By the time the Medes and Persians emerged in the Zagros, their religious language already bore the imprint of that shared eastern ancestry. The Achaemenid kings invoked Ahura Mazda — the same supreme god revered in the Avesta — and conceived kingship as the triumph of truth over falsehood, purity over corruption, order over chaos.
Later, under the Parthians and Sasanians, Zoroastrianism evolved into the state religion of Iran, codifying doctrines that had begun a thousand years earlier in the Yaz lands. Even as the political center of gravity moved west, the spiritual roots of Iran remained in the east, in the meeting ground where the proto-West-Iranians and the Yaz peoples once exchanged not only goods and rituals, but the moral imagination of an entire civilization.
The echo of the east
Today, the ruins of the Yaz world lie scattered across deserts and steppes, mud-brick walls crumbling under sun and wind, shards of pottery half-buried in dust. Few tourists ever visit them. Their names — Ulug Depe, Yaz Depe, Dzharkutan — mean little outside of archaeology. And yet, without these forgotten places, there might never have been a Zarathustra, an Ahura Mazda, or an Iranian civilization at all.
What makes the Yaz culture so fascinating is that it bridges worlds: between archaeology and scripture, between East and West, between the tangible and the mythic. It reminds us that the roots of great civilizations often lie far from their capitals, in the margins, the borderlands, the places that later chroniclers forgot to mention.

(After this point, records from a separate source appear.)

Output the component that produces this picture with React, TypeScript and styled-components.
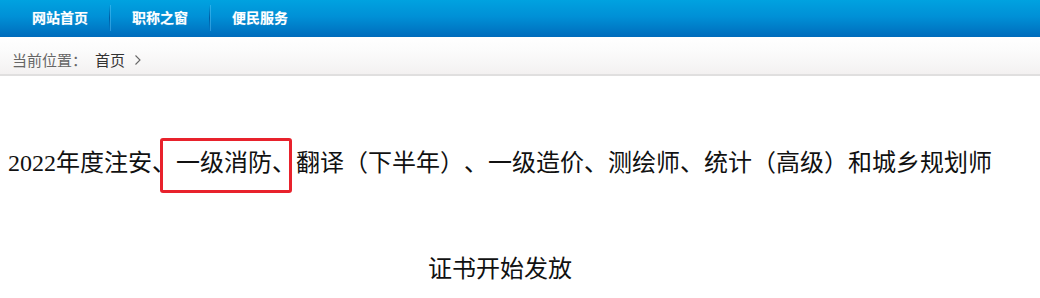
import React from "react";
import styled, { createGlobalStyle } from "styled-components";

const Global = createGlobalStyle`
  html, body { margin: 0; padding: 0; background: #fff; }
  body { font-family: "Liberation Sans", "Noto Sans CJK SC", sans-serif; }
`;

const NavBar = styled.nav`
  height: 37px;
  background: linear-gradient(to bottom, #00a2e0 0%, #0090d6 45%, #006cbc 100%);
  display: flex;
  padding-left: 10px;
`;

const NavItem = styled.a<{ $sep?: boolean }>`
  position: relative;
  width: 100px;
  height: 37px;
  display: flex;
  align-items: center;
  justify-content: center;
  color: #fff;
  font-weight: bold;
  font-size: 14px;
  text-decoration: none;
  padding-bottom: 3px;
  box-sizing: border-box;
  text-shadow: 0 0 1px rgba(255, 255, 255, 0.4);
  &::after {
    content: "";
    display: ${(p) => (p.$sep ? "block" : "none")};
    position: absolute;
    right: 0;
    top: 5px;
    width: 1px;
    height: 26px;
    background: linear-gradient(to bottom, rgba(0, 80, 150, 0), rgba(0, 80, 150, 0.8) 50%, rgba(0, 80, 150, 0));
    box-shadow: 1px 0 0 rgba(120, 210, 255, 0.35);
  }
`;

const Crumbs = styled.div`
  height: 39px;
  box-sizing: border-box;
  background: linear-gradient(to bottom, #ffffff 0%, #fbfbfb 40%, #f3f1f1 100%);
  border-bottom: 2px solid #e0dfdf;
  display: flex;
  align-items: center;
  padding: 8px 0 0 12px;
  font-size: 15px;
  color: #666;
`;

const CrumbLink = styled.span`
  color: #333;
  margin-left: 8px;
`;

const Chevron = styled.svg`
  margin-left: 9px;
  margin-top: 1px;
`;

const Article = styled.div`
  width: 1000px;
  text-align: center;
  font-family: "Liberation Serif", "Noto Sans CJK SC", serif;
  font-size: 24px;
  color: #111;
  text-spacing-trim: space-all;
`;

const Line = styled.p<{ $top: number }>`
  margin: ${(p) => p.$top}px 0 0;
  line-height: 30px;
  white-space: nowrap;
`;

const Marked = styled.span`
  position: relative;
  &::before {
    content: "";
    position: absolute;
    left: -16px;
    right: 4px;
    top: -12px;
    bottom: -17px;
    border: 3px solid #e8222c;
    border-radius: 3px;
    pointer-events: none;
  }
`;

export default function App() {
  return (
    <>
      <Global />
      <NavBar>
        <NavItem $sep>网站首页</NavItem>
        <NavItem $sep>职称之窗</NavItem>
        <NavItem>便民服务</NavItem>
      </NavBar>
      <Crumbs>
        当前位置：
        <CrumbLink>首页</CrumbLink>
        <Chevron width="8" height="12" viewBox="0 0 8 12">
          <path d="M1.5 1.5 L6 6 L1.5 10.5" fill="none" stroke="#666" strokeWidth="1.1" />
        </Chevron>
      </Crumbs>
      <Article>
        <Line $top={72}>
          2022年度注安、<Marked>一级消防、</Marked>翻译（下半年）、一级造价、测绘师、统计（高级）和城乡规划师
        </Line>
        <Line $top={76}>证书开始发放</Line>
      </Article>
    </>
  );
}
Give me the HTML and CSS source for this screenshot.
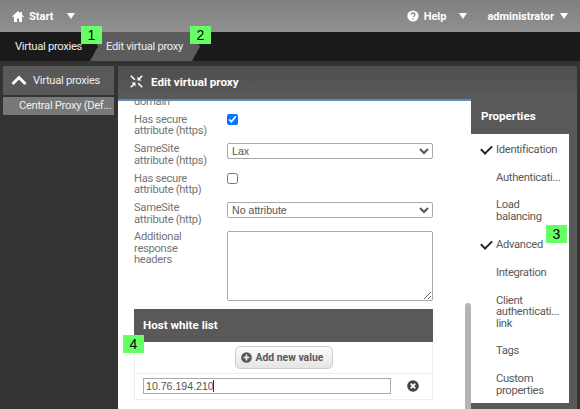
FILE: index.html

```html
<!DOCTYPE html>
<html>
  <head>
    <title>Edit virtual proxy</title>
    <link rel="stylesheet" href="styles.css">
  </head>
  <body>
    <div class="app">
      <div class="topbar">
        <div class="top-item start">
          <svg class="icon" width="12" height="11" viewBox="0 0 12 11"><path d="M6 0 0 5.500l.7.8L2 5.200V11h3V7.500h2V11h3V5.200l1.300 1.100.7-.8L10 3.700V1H8.500v1.300z" fill="#fff"/></svg>
          <span>Start</span>
          <span class="caret caret-start"></span>
        </div>
        <div class="top-item help">
          <svg class="icon" width="12" height="12" viewBox="0 0 12 12"><circle cx="6" cy="6" r="5.600" fill="#fff"/><path d="M4.200 4.600C4.300 3.500 5 3 6 3s1.900.6 1.900 1.600c0 1.300-1.400 1.300-1.400 2.500" fill="none" stroke="#888" stroke-width="1.300"/><rect x="5.400" y="8" width="1.300" height="1.300" fill="#888"/></svg>
          <span>Help</span>
          <span class="caret caret-help"></span>
        </div>
        <div class="top-item user">
          <span>administrator</span>
          <span class="caret caret-user"></span>
        </div>
      </div>

      <div class="crumbs">
        <span class="crumb">Virtual proxies</span>
        <span class="crumb crumb-active">Edit virtual proxy</span>
      </div>

      <div class="workspace">
        <div class="sidebar">
          <div class="side-head">
            <svg width="16" height="11" viewBox="0 0 16 11"><path d="M1.500 9 8 2.500 14.500 9" fill="none" stroke="#fff" stroke-width="3"/></svg>
            <span>Virtual proxies</span>
          </div>
          <div class="side-item">Central Proxy (Def...</div>
        </div>

        <div class="panel">
          <div class="panel-head">
            <svg width="13" height="13" viewBox="0 0 13 13"><g fill="none" stroke="#fff" stroke-width="1.600"><path d="M.8.8l4 4M8.200 8.200l4 4"/><path d="M12.200.8 8.500 4.500M4.500 8.500.8 12.200"/></g><path d="M7.500 1.500v4h4zM1.500 7.500h4v4z" fill="#fff"/></svg>
            <span>Edit virtual proxy</span>
          </div>
          <div class="panel-body">
            <div class="content">
              <div class="form">
                <div class="row"><label class="field-label">domain</label></div>
                <div class="row">
                  <label class="field-label">Has secure attribute (https)</label>
                  <div class="field"><input type="checkbox" class="check" checked></div>
                </div>
                <div class="row">
                  <label class="field-label">SameSite attribute (https)</label>
                  <div class="field"><select class="select"><option>Lax</option></select></div>
                </div>
                <div class="row">
                  <label class="field-label">Has secure attribute (http)</label>
                  <div class="field"><input type="checkbox" class="check"></div>
                </div>
                <div class="row">
                  <label class="field-label">SameSite attribute (http)</label>
                  <div class="field"><select class="select"><option>No attribute</option></select></div>
                </div>
                <div class="row">
                  <label class="field-label">Additional response headers</label>
                  <div class="field"><textarea class="textarea"></textarea></div>
                </div>

                <div class="list">
                  <div class="list-head">Host white list</div>
                  <div class="list-add">
                    <button class="add-btn" type="button">
                      <svg width="11" height="11" viewBox="0 0 12 12"><circle cx="6" cy="6" r="5.800" fill="#555"/><path d="M6 2.800v6.400M2.800 6h6.400" stroke="#eee" stroke-width="1.800"/></svg>
                      <span>Add new value</span>
                    </button>
                  </div>
                  <div class="list-row">
                    <div class="host-wrap">
                      <input class="host-input" type="text" value="10.76.194.210">
                      <span class="text-caret"></span>
                    </div>
                    <svg class="remove" width="12" height="12" viewBox="0 0 12 12"><circle cx="6" cy="6" r="5.800" fill="#444"/><path d="M3.700 3.700l4.600 4.600M8.300 3.700 3.700 8.300" stroke="#fff" stroke-width="1.800"/></svg>
                  </div>
                </div>
              </div>
              <div class="scroll-thumb"></div>
            </div>

            <div class="props">
              <div class="props-head">Properties</div>
              <ul class="props-list">
                <li class="prop done">Identification</li>
                <li class="prop">Authenticati...</li>
                <li class="prop">Load<br>balancing</li>
                <li class="prop done">Advanced</li>
                <li class="prop">Integration</li>
                <li class="prop">Client<br>authenticati...<br>link</li>
                <li class="prop">Tags</li>
                <li class="prop">Custom<br>properties</li>
              </ul>
            </div>
          </div>
        </div>
      </div>

      <span class="badge badge-1">1</span>
      <span class="badge badge-2">2</span>
      <span class="badge badge-3">3</span>
      <span class="badge badge-4">4</span>
    </div>
  </body>
</html>
```

FILE: styles.css

```css
* {
  box-sizing: border-box;
}

html,
body {
  margin: 0;
  height: 100%;
  overflow: hidden;
}

body {
  font-family: Roboto, "Liberation Sans", sans-serif;
  font-size: 11.2px;
  letter-spacing: -0.3px;
  color: #595959;
}

.app {
  position: relative;
  display: flex;
  flex-direction: column;
  width: 580px;
  height: 409px;
  overflow: hidden;
  background-color: #333;
}

.topbar {
  display: flex;
  align-items: center;
  height: 32px;
  padding-left: 12px;
  background: linear-gradient(#808080, #909090);
  color: #fff;
  font-weight: 700;
  font-size: 11px;
  letter-spacing: 0;
}

.top-item {
  display: flex;
  align-items: center;
}

.top-item .icon {
  margin-right: 5px;
}

.help {
  margin-left: auto;
}

.user {
  margin-left: 20px;
  margin-right: 12px;
}

.caret {
  width: 0;
  height: 0;
  border-left: 4px solid transparent;
  border-right: 4px solid transparent;
  border-top: 6px solid #fff;
}

.caret-start {
  margin-left: 14px;
}

.caret-help {
  margin-left: 13px;
}

.caret-user {
  margin-left: 6px;
}

.crumbs {
  display: flex;
  align-items: center;
  height: 29px;
  background-color: #1a1a1a;
  color: #eee;
}

.crumb {
  padding-left: 15px;
  width: 90px;
  white-space: nowrap;
}

.crumb-active {
  display: flex;
  align-items: center;
  width: 110px;
  height: 29px;
  padding-left: 16px;
  background-color: #5c5c5c;
  clip-path: polygon(0 100%, 8px 50%, 0 0, 102px 0, 110px 50%, 102px 100%);
}

.workspace {
  flex: 1;
  display: flex;
  gap: 4px;
  min-height: 0;
  padding: 5px 3px 0;
}

.sidebar {
  width: 111px;
  color: #eee;
}

.side-head {
  display: flex;
  align-items: center;
  gap: 6px;
  height: 29px;
  padding-left: 8px;
  background-color: #595959;
}

.side-item {
  height: 18px;
  margin-top: 2px;
  padding-left: 16px;
  line-height: 17px;
  background-color: #787878;
  white-space: nowrap;
}

.panel {
  flex: 1;
  display: flex;
  flex-direction: column;
  min-width: 0;
  background-color: #595959;
}

.panel-head {
  display: flex;
  align-items: center;
  gap: 8px;
  height: 33px;
  padding-left: 12px;
  padding-bottom: 2px;
  color: #fff;
  font-size: 11.6px;
  font-weight: 700;
  letter-spacing: 0;
  background: linear-gradient(#4e4e4e, #5a5a5a);
}

.panel-body {
  flex: 1;
  display: flex;
  min-height: 0;
}

.content {
  position: relative;
  width: 353px;
  overflow: hidden;
  border-top: 2px solid #5b8cc0;
  background-color: #fff;
}

.form {
  display: flex;
  flex-direction: column;
  gap: 6.4px;
  width: 315px;
  margin-top: -5px;
  margin-left: 16px;
}

.row {
  display: flex;
  align-items: flex-start;
}

.field-label {
  width: 93px;
  padding-right: 14px;
  line-height: 11.5px;
  color: #757575;
}

.field {
  width: 206px;
}

.check {
  display: block;
  width: 11px;
  height: 11px;
  margin: 0;
}

.select {
  display: block;
  width: 100%;
  height: 16px;
  padding: 0;
  font-family: "Liberation Sans", sans-serif;
  font-size: 10.6px;
  color: #555;
  background-color: #fff;
  border: 1px solid #aaa;
  border-radius: 2px;
}

.textarea {
  display: block;
  width: 100%;
  height: 70px;
  margin: 0;
  border: 1px solid #aaa;
  border-radius: 2px;
}

.list {
  width: 299px;
  margin-top: 1px;
  border: 1px solid #eee;
  border-top: 0;
}

.list-head {
  height: 33px;
  margin: 0 -1px;
  padding-left: 9px;
  line-height: 33px;
  font-size: 11.6px;
  font-weight: 700;
  letter-spacing: 0;
  color: #fff;
  background-color: #595959;
}

.list-add {
  display: flex;
  justify-content: center;
  padding: 4px 0;
  border-bottom: 1px solid #eee;
}

.add-btn {
  display: flex;
  align-items: center;
  gap: 4px;
  width: 98px;
  height: 23px;
  padding: 0 0 0 5px;
  font-family: Roboto, "Liberation Sans", sans-serif;
  font-size: 10.4px;
  font-weight: 700;
  color: #595959;
  border: 1px solid #ccc;
  border-radius: 5px;
  background: linear-gradient(#fcfcfc, #e4e4e4);
}

.list-row {
  display: flex;
  align-items: center;
  height: 25px;
  padding-left: 8px;
}

.host-wrap {
  position: relative;
  width: 248px;
}

.host-input {
  display: block;
  width: 248px;
  height: 16px;
  padding: 0 2px;
  font-family: "Liberation Sans", sans-serif;
  font-size: 10.6px;
  color: #555;
  border: 1px solid #aaa;
  outline: none;
}

.text-caret {
  position: absolute;
  left: 70px;
  top: 2px;
  width: 1px;
  height: 12px;
  background-color: #333;
}

.remove {
  margin-left: 16px;
}

.scroll-thumb {
  position: absolute;
  right: 0;
  top: 202px;
  width: 6px;
  height: 120px;
  border-radius: 3px 3px 0 0;
  background-color: #b4b4b4;
}

.props {
  flex: 1;
  display: flex;
  flex-direction: column;
  min-width: 0;
}

.props-head {
  height: 35px;
  padding-left: 10px;
  line-height: 35px;
  font-size: 11.6px;
  font-weight: 700;
  letter-spacing: 0;
  color: #fff;
}

.props-list {
  width: 98px;
  height: 269px;
  margin: 0;
  padding: 1.5px 0 0;
  list-style: none;
  background-color: #fff;
}

.prop {
  position: relative;
  padding: 8.2px 0 8.2px 25px;
  line-height: 11.5px;
  color: #595959;
  white-space: nowrap;
}

.done::before {
  content: "";
  position: absolute;
  left: 9.5px;
  top: 9px;
  width: 9px;
  height: 5px;
  border-left: 2px solid #222;
  border-bottom: 2px solid #222;
  transform: rotate(-45deg);
}

.badge {
  position: absolute;
  width: 21px;
  height: 18px;
  line-height: 18px;
  text-align: center;
  font-family: "Liberation Sans", sans-serif;
  font-size: 14px;
  letter-spacing: 0;
  color: #000;
  background-color: #66ff66;
}

.badge-1 {
  left: 81px;
  top: 26px;
}

.badge-2 {
  left: 190px;
  top: 26px;
}

.badge-3 {
  left: 546px;
  top: 225px;
}

.badge-4 {
  left: 123px;
  top: 335px;
}
```
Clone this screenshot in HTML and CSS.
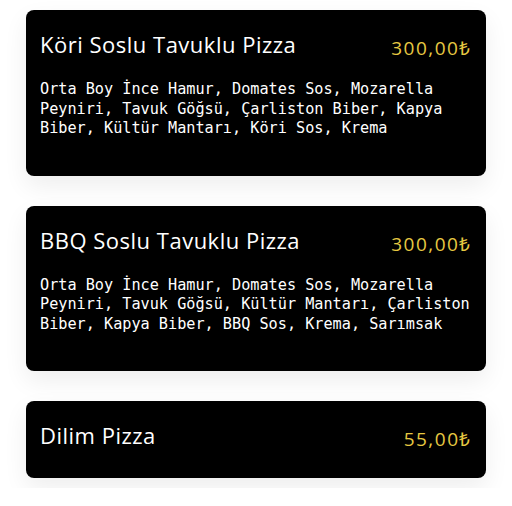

The Achaemenid Empire’s eastern satrapies were not just distant provinces. They were the cradle of Iranian identity, the seedbed of its religion, and the first stage of the Silk Roads. Long before the Persians marched to Greece, long before Herodotus wrote his Histories, the Iranians of the east were already building a world of their own whose echoes can still be heard in the moral language of half the world.